- Your instructions: Select each line where the word "this" appears.

- Data:
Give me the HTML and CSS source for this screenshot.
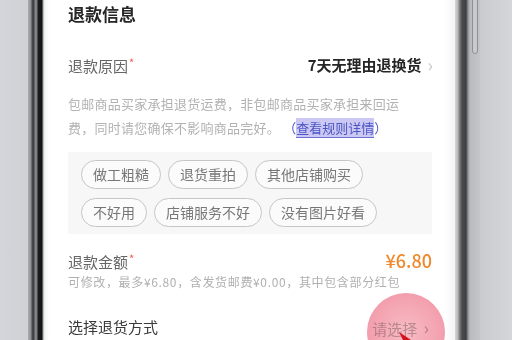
FILE: index.html
```html
<!DOCTYPE html>
<html lang="zh">
<head>
<meta charset="utf-8">
<link rel="stylesheet" href="styles.css">
</head>
<body>
<div class="scene">
  <div class="bg-left"></div>
  <div class="bezel-left"></div>
  <div class="screen">
    <div class="title">退款信息</div>
    <div class="row reason">
      <span class="label">退款原因<i class="req">*</i></span>
      <span class="value">7天无理由退换货<span class="chev">&#x203A;</span></span>
    </div>
    <p class="note">包邮商品买家承担退货运费，非包邮商品买家承担来回运<br>费，同时请您确保不影响商品完好。 <span class="link">（<u>查看规则详情</u>）</span></p>
    <div class="tags">
      <div class="tag-row">
        <span class="tag">做工粗糙</span>
        <span class="tag">退货重拍</span>
        <span class="tag">其他店铺购买</span>
      </div>
      <div class="tag-row">
        <span class="tag">不好用</span>
        <span class="tag">店铺服务不好</span>
        <span class="tag">没有图片好看</span>
      </div>
    </div>
    <div class="row amount">
      <span class="label">退款金额<i class="req">*</i></span>
      <span class="price">¥6.80</span>
    </div>
    <div class="sub">可修改，最多¥6.80，含发货邮费¥0.00，其中包含部分红包</div>
    <div class="row method">
      <span class="label dark">选择退货方式</span>
      <span class="pick">请选择 <span class="chev2">&#x203A;</span></span>
    </div>
    <div class="touch"></div>
    <svg class="pointer" width="30" height="14" viewBox="0 0 30 14"><polygon points="2,2 20,14 8,14" fill="#d8101e"/></svg>
  </div>
  <div class="bezel-right"><div class="button"></div></div>
  <div class="bg-right"></div>
</div>
</body>
</html>
```
FILE: styles.css
```css
* { box-sizing: border-box; }
html, body { margin: 0; padding: 0; }
body {
  width: 512px;
  height: 340px;
  overflow: hidden;
  font-family: "Noto Sans CJK SC", "Noto Sans", sans-serif;
  background: #d2d4d8;
}
.scene {
  display: flex;
  width: 512px;
  height: 340px;
}
.bg-left {
  width: 28px;
  background: linear-gradient(90deg, #d3d5da, #cfd1d5);
}
.bezel-left {
  width: 17px;
  background: linear-gradient(90deg,
    #a9abaf 0px, #8d8f93 3px, #4b4c4f 4px, #3a3b3d 6px, #8a8b8e 7px, #7a7b7e 9px,
    #1c1c1e 10px, #141415 14px, #9a9b9d 15px, #e6e6e6 16px, #f6f6f6 17px);
}
.screen {
  position: relative;
  width: 410px;
  padding: 0 23px;
  background: linear-gradient(90deg, #f4f4f4 0, #ffffff 4px, #ffffff 400px, #f2f2f2 410px);
  color: #333;
  overflow: hidden;
}
.bezel-right {
  position: relative;
  width: 25px;
  background: linear-gradient(90deg,
    #d8d8d8 0px, #b4b4b6 3px, #8a8a8c 4px, #4a4a4c 7px, #3e3e40 11px, #8e8f92 13px,
    #b9bbbe 15px, #c3c5c8 25px);
}
.button {
  position: absolute;
  left: 17px;
  top: -4px;
  width: 6px;
  height: 58px;
  border: 1px solid #8d8f92;
  border-radius: 3px;
  background: #c8cacd;
}
.bg-right {
  flex: 1;
  background: linear-gradient(90deg, #c9cbce, #d4d6da);
}
.title {
  margin-top: 2px;
  font-size: 17px;
  line-height: 24px;
  font-weight: 700;
  color: #262626;
}
.row {
  display: flex;
  justify-content: space-between;
  align-items: center;
  height: 24px;
}
.reason { margin-top: 26px; }
.label {
  font-size: 15px;
  color: #666;
  line-height: 24px;
}
.label.dark { color: #3a3a3a; }
.req {
  font-style: normal;
  color: #f05a4a;
  font-size: 11px;
  vertical-align: 5px;
  margin-left: 1px;
}
.value {
  font-size: 15px;
  font-weight: 700;
  color: #262626;
  display: flex;
  align-items: center;
}
.chev {
  font-weight: 400;
  color: #c8c8c8;
  font-size: 18px;
  margin-left: 6px;
  margin-right: -1px;
}
.note {
  margin: 16px 0 0;
  font-size: 13px;
  line-height: 24px;
  color: #b2b2b2;
  letter-spacing: 0.25px;
  white-space: nowrap;
}
.link { color: #4c55c4; letter-spacing: 0; }
.link u {
  text-decoration: none;
  background: #cbc8f3;
  border-bottom: 1px solid #6a6fd0;
}
.tags {
  margin-top: 12px;
  background: #f7f7f7;
  padding: 8px 13px 7px;
  display: flex;
  flex-direction: column;
  gap: 9px;
}
.tag-row {
  display: flex;
  gap: 7px;
}
.tag {
  height: 29px;
  line-height: 27px;
  padding: 0 11px;
  border: 1.5px solid #c6c6c6;
  border-radius: 15px;
  font-size: 14px;
  color: #777;
  background: #fbfbfb;
}
.amount { margin-top: 14px; }
.price {
  font-size: 18px;
  font-weight: 500;
  color: #f0892c;
}
.sub {
  margin-top: 1px;
  font-size: 12px;
  line-height: 18px;
  color: #b0b0b0;
  letter-spacing: 0.65px;
  white-space: nowrap;
}
.method { margin-top: 24px; }
.pick {
  font-size: 15px;
  color: #c0c0c0;
  margin-right: 3px;
}
.chev2 {
  font-size: 18px;
  margin-left: 3px;
}
.touch {
  position: absolute;
  left: 322px;
  top: 293px;
  width: 78px;
  height: 78px;
  border-radius: 50%;
  background: radial-gradient(circle, rgba(245,160,172,0.7) 0%, rgba(238,125,145,0.78) 80%, rgba(222,85,110,0.85) 100%);
  mix-blend-mode: multiply;
}
.pointer {
  position: absolute;
  left: 352px;
  top: 330px;
}
```
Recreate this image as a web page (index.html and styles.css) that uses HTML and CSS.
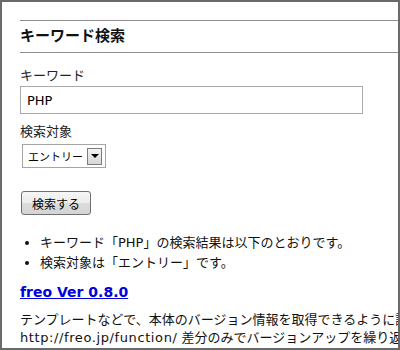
FILE: index.html
```html
<!DOCTYPE html>
<html lang="ja">
<head>
<meta charset="utf-8">
<title>キーワード検索</title>
<link rel="stylesheet" href="styles.css">
</head>
<body>
<div class="frame">
  <div class="content">
    <h2 class="title">キーワード検索</h2>
    <form class="search">
      <label class="label" for="word">キーワード</label>
      <input class="textbox" id="word" type="text" value="PHP">
      <label class="label label-target" for="target">検索対象</label>
      <div class="selectbox">
        <select class="select" id="target"><option>エントリー</option></select>
        <span class="arrow"><span class="tri"></span></span>
      </div>
      <button class="btn" type="button">検索する</button>
    </form>
    <ul class="result">
      <li>キーワード「PHP」の検索結果は以下のとおりです。</li>
      <li>検索対象は「エントリー」です。</li>
    </ul>
    <h3 class="entry"><a href="#">freo Ver 0.8.0</a></h3>
    <p class="text">テンプレートなどで、本体のバージョン情報を取得できるように調整しました。<br><span class="url">http://freo.jp/function/</span> 差分のみでバージョンアップを繰り返しています。</p>
  </div>
</div>
</body>
</html>
```
FILE: styles.css
```css
html, body {
  margin: 0;
  padding: 0;
  background: #fff;
}
body {
  font-family: "DejaVu Sans", "Noto Sans CJK JP", sans-serif;
  font-size: 13px;
  color: #111;
}
.frame {
  width: 400px;
  height: 350px;
  box-sizing: border-box;
  border: 2px solid #6a6a6a;
  overflow: hidden;
}
.content {
  padding: 18px 0 0 18px;
}
.title {
  margin: 0;
  padding: 7px 0;
  border-top: 1px solid #8e8e8e;
  border-bottom: 1px solid #8e8e8e;
  font-size: 15px;
  line-height: 17px;
  font-weight: bold;
  color: #111;
}
.search {
  display: flex;
  flex-direction: column;
  align-items: flex-start;
  margin: 0;
}
.label {
  display: block;
  margin-top: 14px;
  line-height: 18px;
  color: #222;
}
.label-target {
  margin-top: 9px;
}
.textbox {
  margin: 1px 0 0 0;
  width: 343px;
  height: 28px;
  box-sizing: border-box;
  border: 1px solid #a9a9b0;
  padding: 0 6px;
  font-family: "DejaVu Sans", "Noto Sans CJK JP", sans-serif;
  font-size: 13px;
  color: #000;
  outline: none;
}
.selectbox {
  display: flex;
  align-items: center;
  margin: 3px 0 0 2px;
  width: 84px;
  height: 24px;
  box-sizing: border-box;
  border: 1px solid #a5a5a5;
  padding: 0 3px 0 5px;
  background: #fff;
}
.select {
  appearance: none;
  -webkit-appearance: none;
  border: none;
  background: transparent;
  padding: 0;
  margin: 0;
  flex: 1;
  min-width: 0;
  font-family: "Noto Sans CJK JP", sans-serif;
  font-size: 11px;
  color: #000;
  outline: none;
}
.arrow {
  display: flex;
  align-items: center;
  justify-content: center;
  width: 15px;
  height: 17px;
  box-sizing: border-box;
  border: 1px solid #7c7c7c;
  background: linear-gradient(#f4f4f4, #d6d6d6);
}
.tri {
  width: 0;
  height: 0;
  border-left: 4px solid transparent;
  border-right: 4px solid transparent;
  border-top: 4px solid #000;
}
.btn {
  margin: 23px 0 0 1px;
  width: 70px;
  height: 24px;
  box-sizing: border-box;
  border: 1px solid #707070;
  border-radius: 3px;
  background: linear-gradient(#f6f6f6 0%, #ececec 50%, #dcdcdc 51%, #d4d4d4 100%);
  font-family: "Noto Sans CJK JP", sans-serif;
  font-size: 12px;
  color: #000;
  padding: 0;
}
.result {
  margin: 18px 0 0 0;
  padding: 0 0 0 20px;
  line-height: 20px;
  white-space: nowrap;
}
.entry {
  margin: 9px 0 0 0;
  font-size: 14px;
  line-height: 20px;
  font-weight: bold;
}
.entry a {
  color: #0000dd;
  text-decoration: underline;
}
.text {
  margin: 9px 0 0 0;
  line-height: 18px;
  white-space: nowrap;
  color: #111;
}
.url {
  letter-spacing: 0.6px;
}
```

- Response:
Give me the HTML and CSS source for this screenshot.
Recreate this image as a web page (index.html and styles.css) that uses HTML and CSS.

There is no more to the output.